El texto arranca con dos poderosas páginas en segunda persona. Bajo el título La casa, el narrador atraviesa el espacio, escudriña los inhóspitos rincones, como un robado entre los arbustos. Al lector se le agudiza el sentido de la observación y, a modo de sinestesia, ante las palabras se inmiscuye en el hogar como un espía. Algo así como la propuesta de François Ozon en Dans la maison, donde el protagonista accede y experimenta la fascinación de husmear a hurtadillas las bondades y fracasos de sus vecinos. Me pregunto si el guion de la película, a cargo del dramaturgo Juan Mayorga, serviría de inspiración para este preludio. La familia se presenta así, con la culpa y lo prohibido como consignas.
«En esta familia no hay secretos»
A esta presentación le seguirán, poco a poco, los personajes. Cada página desenmascara los perfiles de un padre encorsetado en estrechas creencias, una madre que se deja desaparecer y sus hijos. Tres figuras poliédricas y dispares que consiguen escapar al cliché; el lector se aferra a sus heridas y disculpa sus conductas.
La familia se deconstruye y termina por descomponerse en este libro, una suerte de partes por el todo donde los protagonistas no son los personajes; tampoco el conjunto familiar, sino el residuo que deja la pertenencia, el regusto de lo luminoso y lo vacío. Y es que hay casi una certeza en esta historia: no todas las familias son iguales pero quizá no haya que rendir culto inequívocamente a esta estructura. A través de escenas y viajes al pasado se diseccionan las dinámicas de poder, la subjetividad del recuerdo y el ecosistema de esta familia.
Los libros de Sara Mesa azoran, perturban o, si no lo pretenden, desde luego consiguen conmover al lector. La familia perpetúa el espíritu de una autora que desgarra y consigue cuestionar la paradoja de la ética. En sus historias aparece como una estructura de espejos poliédrica de díficil certeza, de cuestionamiento intermitente.

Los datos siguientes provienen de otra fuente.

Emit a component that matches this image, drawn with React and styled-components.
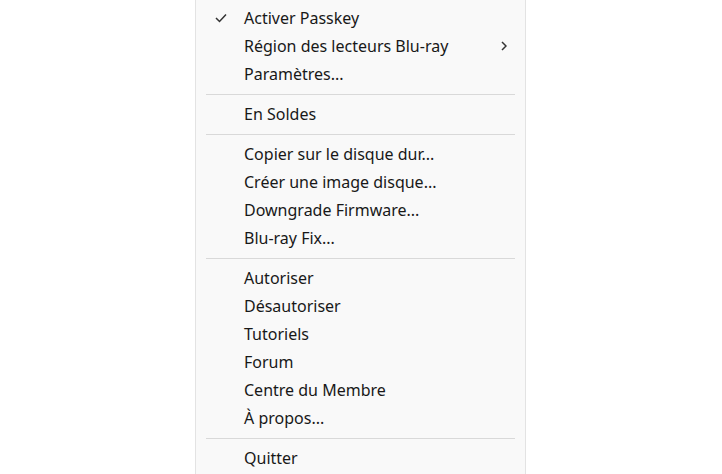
import styled, { createGlobalStyle } from 'styled-components';

const Global = createGlobalStyle`
  html, body {
    margin: 0;
    background: #ffffff;
  }
  body {
    font-family: "Noto Sans", "Open Sans", sans-serif;
  }
`;

const Page = styled.div`
  width: 722px;
  height: 474px;
  overflow: hidden;
  background: #ffffff;
`;

const Menu = styled.div`
  margin-left: 195px;
  width: 329px;
  height: 490px;
  background: #f9f9f9;
  border-left: 1px solid #e3e3e3;
  border-right: 1px solid #e3e3e3;
  padding-top: 4px;
  box-sizing: content-box;
`;

const Group = styled.div``;

const Item = styled.div`
  display: grid;
  grid-template-columns: 48px 1fr 28px;
  align-items: center;
  height: 28px;
  font-size: 16px;
  color: #181818;
`;

const Check = styled.span`
  display: flex;
  justify-content: center;
  padding-left: 2px;
`;

const Arrow = styled.span`
  display: flex;
  justify-content: flex-start;
  padding-left: 4px;
`;

const Separator = styled.div`
  height: 1px;
  background: #d9d9d9;
  margin: 6px 10px 5px 10px;
`;

const CheckIcon = () => (
  <svg width="12" height="10" viewBox="0 0 12 10">
    <polyline points="1,5 4.5,8.5 11,1.5" fill="none" stroke="#333" strokeWidth="1.5" />
  </svg>
);

const ChevronIcon = () => (
  <svg width="6" height="10" viewBox="0 0 6 10">
    <polyline points="1,1 5,5 1,9" fill="none" stroke="#333" strokeWidth="1.5" />
  </svg>
);

const groups = [
  [
    { label: 'Activer Passkey', checked: true },
    { label: 'Région des lecteurs Blu-ray', sub: true },
    { label: 'Paramètres...' },
  ],
  [{ label: 'En Soldes' }],
  [
    { label: 'Copier sur le disque dur...' },
    { label: 'Créer une image disque...' },
    { label: 'Downgrade Firmware...' },
    { label: 'Blu-ray Fix...' },
  ],
  [
    { label: 'Autoriser' },
    { label: 'Désautoriser' },
    { label: 'Tutoriels' },
    { label: 'Forum' },
    { label: 'Centre du Membre' },
    { label: 'À propos...' },
  ],
  [{ label: 'Quitter' }],
];

export default function App() {
  return (
    <Page>
      <Global />
      <Menu>
        {groups.map((group, gi) => (
          <Group key={gi}>
            {gi > 0 && <Separator />}
            {group.map((it) => (
              <Item key={it.label}>
                <Check>{it.checked && <CheckIcon />}</Check>
                <span>{it.label}</span>
                <Arrow>{it.sub && <ChevronIcon />}</Arrow>
              </Item>
            ))}
          </Group>
        ))}
      </Menu>
    </Page>
  );
}
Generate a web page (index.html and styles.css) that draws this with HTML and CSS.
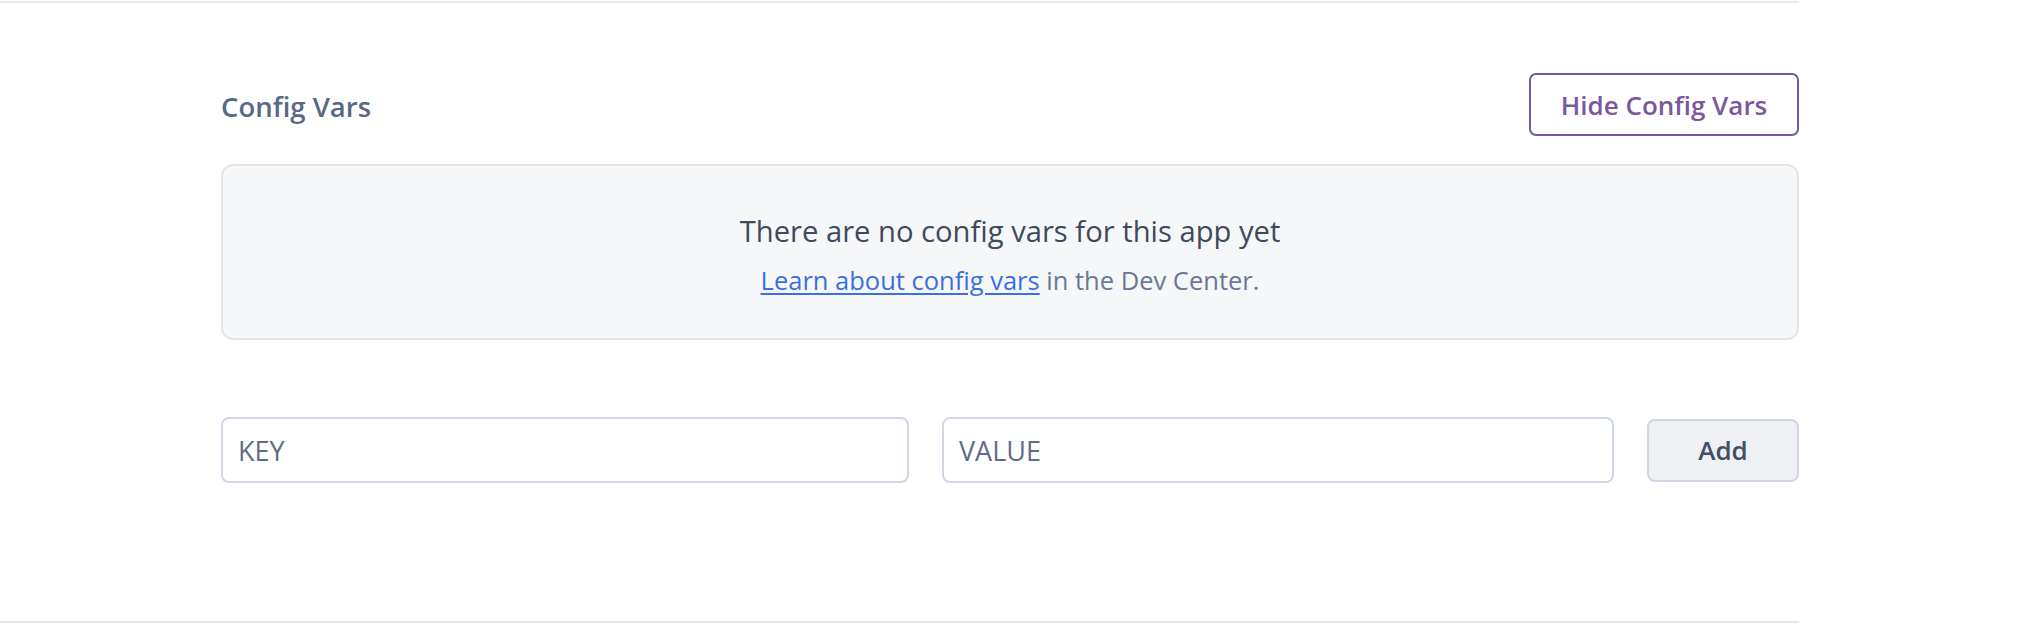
FILE: index.html
```html
<!DOCTYPE html>
<html lang="en">
<head>
<meta charset="utf-8">
<title>Config Vars</title>
<link rel="stylesheet" href="styles.css">
</head>
<body>
<div class="page">
  <section class="config">
    <div class="config-header">
      <h3 class="config-title">Config Vars</h3>
      <button class="btn-outline" type="button">Hide Config Vars</button>
    </div>
    <div class="empty-panel">
      <p class="empty-title">There are no config vars for this app yet</p>
      <p class="empty-sub"><a class="link" href="#">Learn about config vars</a> in the Dev Center.</p>
    </div>
    <form class="add-row">
      <input class="field" type="text" placeholder="KEY">
      <input class="field" type="text" placeholder="VALUE">
      <button class="btn-add" type="button">Add</button>
    </form>
  </section>
</div>
</body>
</html>
```

FILE: styles.css
```css
* {
  box-sizing: border-box;
}

html, body {
  margin: 0;
  padding: 0;
  background: #ffffff;
}

body {
  font-family: "Open Sans", "Noto Sans", sans-serif;
  color: #3f4a5c;
}

.page {
  padding-top: 1px;
}

.config {
  width: 1799px;
  border-top: 2px solid #e6e9ee;
  border-bottom: 2px solid #e6e7f1;
  padding: 70px 0 138px 221px;
}

.config-header {
  display: flex;
  align-items: center;
  justify-content: space-between;
  height: 63px;
}

.config-title {
  margin: 0;
  font-size: 27.5px;
  font-weight: 600;
  color: #596886;
  line-height: 40px;
  padding-top: 5px;
}

.btn-outline {
  width: 270px;
  height: 63px;
  border: 2px solid #79589f;
  border-radius: 7px;
  background: #ffffff;
  color: #79589f;
  font-family: "Open Sans", "Noto Sans", sans-serif;
  font-size: 26px;
  font-weight: 600;
  padding: 0;
}

.empty-panel {
  margin-top: 28px;
  height: 176px;
  border: 2px solid #e3e5e9;
  border-radius: 12px;
  background: #f6f7f9;
  padding-top: 45px;
  text-align: center;
}

.empty-title {
  margin: 0;
  font-size: 29.2px;
  line-height: 40px;
  color: #3f4a5c;
}

.empty-sub {
  margin: 12px 0 0;
  font-size: 25.5px;
  line-height: 34px;
  color: #6a7893;
}

.link {
  color: #3c6fe0;
  text-decoration: underline;
  text-underline-offset: 3px;
}

.add-row {
  margin: 77px 0 0;
  display: grid;
  grid-template-columns: 688px 672px 152px;
  justify-content: space-between;
  align-items: center;
}

.field {
  height: 66px;
  border: 2px solid #cfd6e4;
  border-radius: 8px;
  padding: 0 15px;
  font-family: "Open Sans", "Noto Sans", sans-serif;
  font-size: 27px;
  color: #3f4a5c;
  background: #ffffff;
  outline: none;
}

.field::placeholder {
  color: #5f6c88;
  opacity: 1;
}

.btn-add {
  height: 63px;
  border: 2px solid #cfd6e4;
  border-radius: 8px;
  background: #eef0f4;
  color: #434f63;
  font-family: "Open Sans", "Noto Sans", sans-serif;
  font-size: 26px;
  font-weight: 600;
  padding: 0;
}
```
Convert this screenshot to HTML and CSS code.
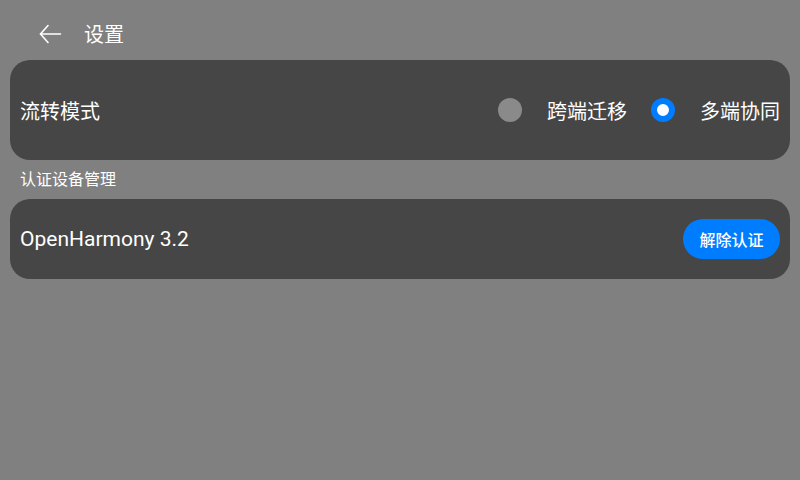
FILE: index.html
```html
<!DOCTYPE html>
<html lang="zh">
<head>
<meta charset="utf-8">
<link rel="stylesheet" href="styles.css">
</head>
<body>
<div class="page">
  <header class="header">
    <svg class="back" width="24" height="24" viewBox="0 0 24 24" fill="none" stroke="#ffffff" stroke-width="1.6" stroke-linecap="round" stroke-linejoin="round">
      <path d="M22.5 12H2.5"/>
      <path d="M10 3.5L2.5 12L10 20.5"/>
    </svg>
    <span class="title">设置</span>
  </header>
  <section class="card mode">
    <span class="label">流转模式</span>
    <div class="options">
      <span class="radio off"></span>
      <span class="opt">跨端迁移</span>
      <span class="radio on"></span>
      <span class="opt">多端协同</span>
    </div>
  </section>
  <div class="section">认证设备管理</div>
  <section class="card device">
    <span class="label latin">OpenHarmony 3.2</span>
    <button class="btn">解除认证</button>
  </section>
</div>
</body>
</html>
```
FILE: styles.css
```css
html, body {
  margin: 0;
  padding: 0;
}
body {
  width: 800px;
  height: 480px;
  background: #808080;
  font-family: "Noto Sans CJK SC", "Noto Sans", sans-serif;
  color: #ffffff;
  overflow: hidden;
}
.page {
  padding: 0 10px;
  display: flex;
  flex-direction: column;
}
.header {
  height: 60px;
  display: flex;
  align-items: center;
  padding-left: 28px;
  padding-top: 8px;
  box-sizing: border-box;
}
.back {
  display: block;
}
.title {
  margin-left: 22px;
  font-size: 20px;
  line-height: 24px;
}
.card {
  background: #464646;
  border-radius: 20px;
  display: flex;
  align-items: center;
  padding: 0 10px;
}
.mode {
  height: 100px;
}
.device {
  height: 80px;
}
.label {
  font-size: 20px;
  flex: 1;
}
.latin {
  font-family: Roboto, "Noto Sans CJK SC", sans-serif;
  font-size: 21px;
}
.options {
  display: flex;
  align-items: center;
}
.radio {
  width: 24px;
  height: 24px;
  border-radius: 50%;
  box-sizing: border-box;
}
.radio.off {
  background: #8a8a8a;
}
.radio.on {
  background: #ffffff;
  border: 6px solid #007dff;
}
.opt {
  font-size: 20px;
  margin-left: 25px;
  margin-right: 24px;
}
.opt:last-child {
  margin-right: 0;
}
.section {
  height: 39px;
  font-size: 16px;
  line-height: 37px;
  padding-left: 10px;
}
.btn {
  width: 97px;
  height: 40px;
  border: none;
  border-radius: 20px;
  background: #007dff;
  color: #ffffff;
  font-family: "Noto Sans CJK SC", sans-serif;
  font-size: 16px;
  font-weight: 500;
  padding: 0;
}
```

Los límites del bien y el mal se desdibujan en favor de la duda. En definitiva, esta lectura, como tantas otras de la autora, destruye la comodidad del sillón y agita con la ficción los valores de lo que existe, de lo que evitamos pensar. Sara Mesa desnuda lo políticamente incorrecto, lo innombrable en relatos como este donde hacerse la huidiza resulta una tarea imposible.